CEO pay in the U.S. has continued to rise on the back of strong corporate results and shareholder returns, with performance-related elements making up a growing proportion of total remuneration.
Total direct compensation (salary, bonus and long-term incentives) rose 8.9 per cent in the past year, according to the Mercer Human Resource Consulting 2006 CEO Compensation Survey, taking the median a median remuneration for a CEO to $8.2 million.
The survey, based on the latest proxy filings of 350 large public companies, found that corporate net income increased by 14.4 per cent over the same period, up from 13 per cent in 2005, and total shareholder return was 15.1 per cent, more than double the 6.8 per cent return in 2005.
Meanwhile, the drive for responsible executive pay and new proxy rules mean that companies have been forced to disclose the value of compensation, benefits and perquisites.
What this has shown is that performance-based incentives now make up some 15 per cent of total compensation, with over half of the CEOs receiving performance shares in 2006 while the numbers receiving stock option that are not linked to performance declined slightly.
CEO base salary increased to a median $995,000 after having been at $975,000 for two years while total cash compensation - salary and annual bonus - rose to $2.6 million, slightly higher than the $2.4 million reported in 2005.
Yet similar restraint was not so evident in the sums awarded to CEOs in their pension plans. Here, the reported median increase was approximately $1.0 million.
"We have been predicting the rise of performance-based equity awards for several years," said Diane Doubleday, global leader of Mercer's executive remuneration business.
"At the heart of shareholders' expectations for pay aligned with performance is the structure of long-term equity programs, specifically programs that vest or pay out based on performance.
As of 2006, the accounting rules that facilitate using performance-based equity were in effect for almost all companies. As a result, we now see a significant increase in performance shares and performance-contingent restricted stock.
"In addition, the new disclosure rules include previously unknown information about performance goals and targets," she added.

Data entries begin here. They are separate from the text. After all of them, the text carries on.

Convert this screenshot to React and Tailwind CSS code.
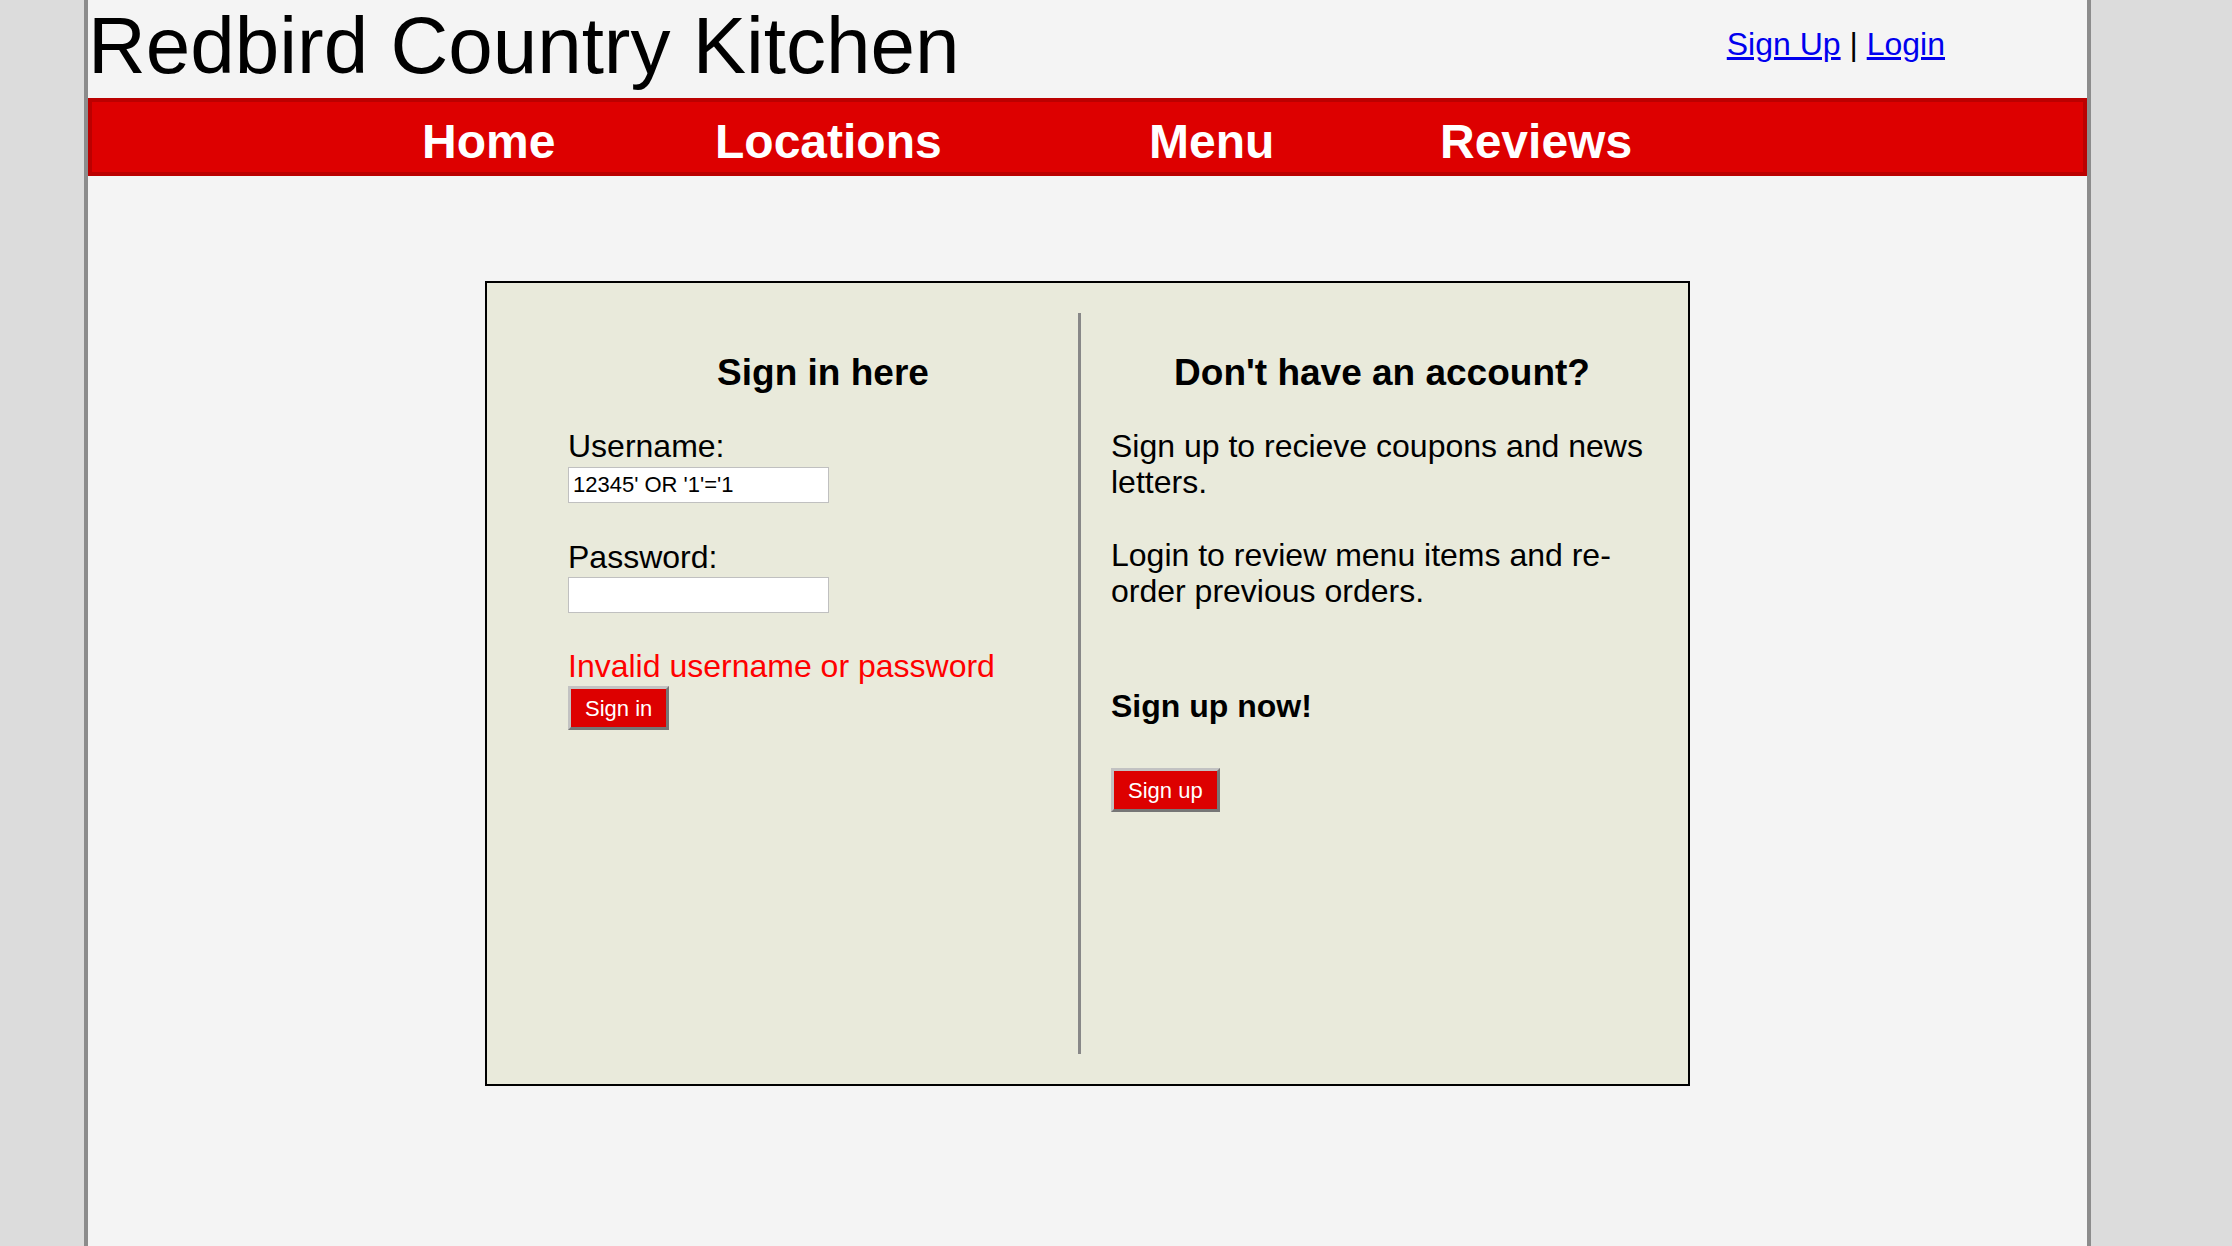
import React from 'react';

const navItems = [
  { label: 'Home', width: 'w-[293px]' },
  { label: 'Locations', width: 'w-[434px]' },
  { label: 'Menu', width: 'w-[291px]' },
  { label: 'Reviews', width: '' },
];

const RedButton = ({ children }) => (
  <button
    type="button"
    className="h-[44px] px-[14px] bg-[#dd0000] text-white text-[22px] leading-[25px] border-[3px] border-t-[#c2c2c2] border-l-[#c2c2c2] border-r-[#767676] border-b-[#767676]"
  >
    {children}
  </button>
);

const App = () => {
  return (
    <div className="min-h-screen bg-[#dcdcdc] font-['Liberation_Sans',Arial,sans-serif] text-black">
      <div className="ml-[84px] w-[2007px] min-h-screen border-x-4 border-[#8c8c8c] bg-[#f4f4f4]">
        <header className="flex justify-between items-start">
          <h1 className="text-[80px] leading-[92px] font-normal">Redbird Country Kitchen</h1>
          <div className="mt-[26px] pr-[142px] text-[32px] leading-[36px]">
            <a href="#" className="text-[#0000ee] underline">Sign Up</a>
            <span> | </span>
            <a href="#" className="text-[#0000ee] underline">Login</a>
          </div>
        </header>

        <nav className="mt-[6px] h-[78px] border-4 border-[#bb0000] bg-[#dd0000]">
          <ul className="flex pl-[330px] pt-[12px]">
            {navItems.map((item) => (
              <li key={item.label} className={`${item.width} text-white text-[48px] leading-[55px] font-bold`}>
                <a href="#">{item.label}</a>
              </li>
            ))}
          </ul>
        </nav>

        <main className="mt-[105px] mx-auto w-[1205px] h-[805px] border-2 border-black bg-[#e9eadb] py-[30px] flex">
          <section className="w-[591px] pl-[81px]">
            <h2 className="mt-[39px] text-[37px] leading-[41px] font-bold text-center">Sign in here</h2>
            <label className="block mt-[35px] text-[32px] leading-[36px]">Username:</label>
            <input
              type="text"
              defaultValue="12345' OR '1'='1"
              className="block mt-[3px] w-[261px] h-[36px] border border-[#c0c0c0] bg-white px-[4px] text-[22px] outline-none"
            />
            <label className="block mt-[36px] text-[32px] leading-[36px]">Password:</label>
            <input
              type="password"
              className="block mt-[2px] w-[261px] h-[36px] border border-[#c0c0c0] bg-white px-[4px] text-[22px] outline-none"
            />
            <p className="mt-[35px] text-[32px] leading-[36px] text-[#ff0000]">Invalid username or password</p>
            <div className="mt-[2px]">
              <RedButton>Sign in</RedButton>
            </div>
          </section>

          <section className="flex-1 border-l-[3px] border-[#888888] pl-[30px] pr-[35px]">
            <h2 className="mt-[39px] text-[37px] leading-[41px] font-bold text-center">Don't have an account?</h2>
            <p className="mt-[35px] text-[32px] leading-[36px]">Sign up to recieve coupons and news letters.</p>
            <p className="mt-[37px] text-[32px] leading-[36px]">Login to review menu items and re-order previous orders.</p>
            <h4 className="mt-[79px] text-[32px] leading-[36px] font-bold">Sign up now!</h4>
            <div className="mt-[44px]">
              <RedButton>Sign up</RedButton>
            </div>
          </section>
        </main>
      </div>
    </div>
  );
};

export default App;
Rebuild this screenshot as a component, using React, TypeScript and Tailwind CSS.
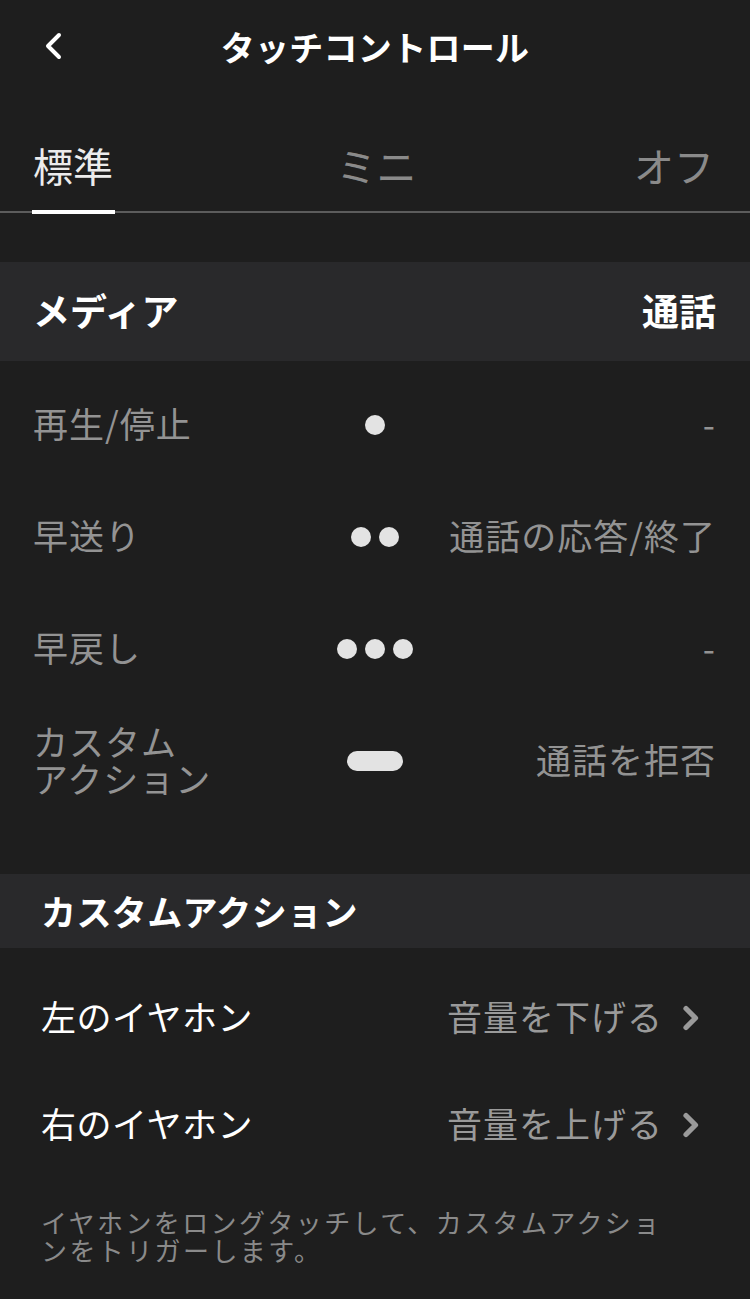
import React from "react";

const Dot = () => <span className="block w-[20px] h-[20px] rounded-full bg-[#e3e3e3]" />;

function Gesture({ kind }: { kind: number }) {
  if (kind === 4) return <span className="block w-[56px] h-[20px] rounded-full bg-[#e3e3e3]" />;
  return (
    <div className="flex gap-[8px]">
      {Array.from({ length: kind }).map((_, i) => (
        <Dot key={i} />
      ))}
    </div>
  );
}

const mediaRows: { label: React.ReactNode; kind: number; value: string }[] = [
  { label: "再生/停止", kind: 1, value: "-" },
  { label: "早送り", kind: 2, value: "通話の応答/終了" },
  { label: "早戻し", kind: 3, value: "-" },
  {
    label: (
      <>
        カスタム
        <br />
        アクション
      </>
    ),
    kind: 4,
    value: "通話を拒否",
  },
];

function ChevronRight() {
  return (
    <svg width="18" height="26" viewBox="0 0 18 26" fill="none">
      <path d="M4 3.5 L13.5 13 L4 22.5" stroke="#9a9a9a" strokeWidth="5.2" strokeLinecap="round" strokeLinejoin="round" />
    </svg>
  );
}

export default function App() {
  return (
    <div className="w-[750px] min-h-[1299px] bg-[#1e1e1e] font-['Noto_Sans_CJK_JP',sans-serif] overflow-hidden">
      {/* Header */}
      <div className="relative h-[96px] flex items-center justify-center">
        <div className="absolute left-[42px] top-[32px]">
          <svg width="24" height="28" viewBox="0 0 24 28" fill="none">
            <path d="M17 3 L6 14 L17 25" stroke="#ffffff" strokeWidth="4" strokeLinecap="round" strokeLinejoin="round" />
          </svg>
        </div>
        <h1 className="text-[34px] leading-[34px] font-bold text-white tracking-[0.3px] -mt-[2px]">タッチコントロール</h1>
      </div>

      {/* Tabs */}
      <div className="flex justify-between items-start pl-[32px] pr-[36px] pt-[49px] h-[117px] border-b-2 border-[#5c5c5c]">
        <div className="relative h-full w-[83px]">
          <span className="block pl-[1px] text-[40px] leading-[40px] text-[#ececec]">標準</span>
          <span className="absolute left-0 right-0 -bottom-[3px] h-[4px] bg-white" />
        </div>
        <span className="text-[40px] leading-[40px] text-[#8a8a8a] pl-[4px]">ミニ</span>
        <span className="text-[40px] leading-[40px] text-[#8a8a8a]">オフ</span>
      </div>

      {/* Media / Call header */}
      <div className="mt-[49px] h-[99px] bg-[#29292b] flex items-center justify-between pl-[33px] pr-[34px]">
        <span className="text-[37px] leading-[37px] font-bold text-white -mt-[3px]">メディア</span>
        <span className="text-[37px] leading-[37px] font-bold text-white -mt-[3px]">通話</span>
      </div>

      <div className="pt-[8px]">
        {mediaRows.map((r, i) => (
          <div key={i} className="h-[112px] flex items-center pl-[33px] pr-[34px]">
            <div className="flex-1 text-[35px] leading-[37px] text-[#939393] tracking-[1px] pb-[5px]">{r.label}</div>
            <div className="w-[56px] flex justify-center">
              <Gesture kind={r.kind} />
            </div>
            <div className="flex-1 text-right text-[35px] leading-[37px] text-[#939393] tracking-[1px] pb-[5px]">{r.value}</div>
          </div>
        ))}
      </div>

      {/* Custom action header */}
      <div className="mt-[57px] h-[74px] bg-[#29292b] flex items-center pl-[41px]">
        <span className="text-[35px] leading-[35px] font-bold text-white tracking-[0.4px] -mt-[2px]">カスタムアクション</span>
      </div>

      <div className="pt-[16px]">
        {[
          { l: "左のイヤホン", v: "音量を下げる" },
          { l: "右のイヤホン", v: "音量を上げる" },
        ].map((r) => (
          <div key={r.l} className="h-[107px] flex items-center justify-between pl-[41px] pr-[50px]">
            <span className="text-[35px] leading-[35px] text-white tracking-[0.5px] -mt-[5px]">{r.l}</span>
            <div className="flex items-center gap-[19px]">
              <span className="text-[35px] leading-[35px] text-[#9a9a9a] tracking-[1px] -mt-[5px]">{r.v}</span>
              <ChevronRight />
            </div>
          </div>
        ))}
      </div>

      {/* Footer note */}
      <p className="pt-[30px] pl-[41px] text-[26px] leading-[28px] text-[#8a8a8a] tracking-[2.4px] whitespace-nowrap">
        イヤホンをロングタッチして、カスタムアクショ
        <br />
        ンをトリガーします。
      </p>
    </div>
  );
}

But as Mercer's Peter Chingos pointed out, an increase in performance-related payments is not necessarily in itself a major step forward unless the performance targets are suitably transparent and onerous.
"Target-setting will be the next area of focus, as companies are forced to define how performance is being measured and rewarded," he said.
"The increased disclosure and need for analysis is also likely to cause many companies to simplify their programs. The process of preparing the Compensation Discussion and Analysis (CD&A) caused some companies to make changes and will probably prompt more to simplify and clarify the performance criteria in their compensation programs."
In the UK, analysis of similar performance-related incentives has revealed that CEOs still receive payouts even when they fail to perform.
In 2003, the average UK FTSE corporation began to pay their directors performance-related incentives even when they delivered just one third of the profits growth the markets expected.
Moreover, market historian David Schwartz found in 2004 that there was actually an inverse relationship between pay and profitability in UK public companies– the more the boss got paid, the worse the company tended to perform.
Little wonder, then, that the Mercer report argues that U.S. investors continue to be unhappy with what they perceive as slow progress on reining in CEO pay.
Several institutional investors have focused their efforts on having a greater influence on compensation. This year there are more than 60 proposals for a "say on pay" - a proposal to put executive compensation to a non-binding vote by shareholders.
In addition, shareholders have put forward more specific proposals to limit severance and require pay to be more tightly linked to performance.
And many also believe that – just as in the UK – pay disclosures are now so lengthy and confusing that shareholders' objectives have not been achieved, leading Mercer to predict that further refinement of the disclosure rules will take place before next year's proxy season.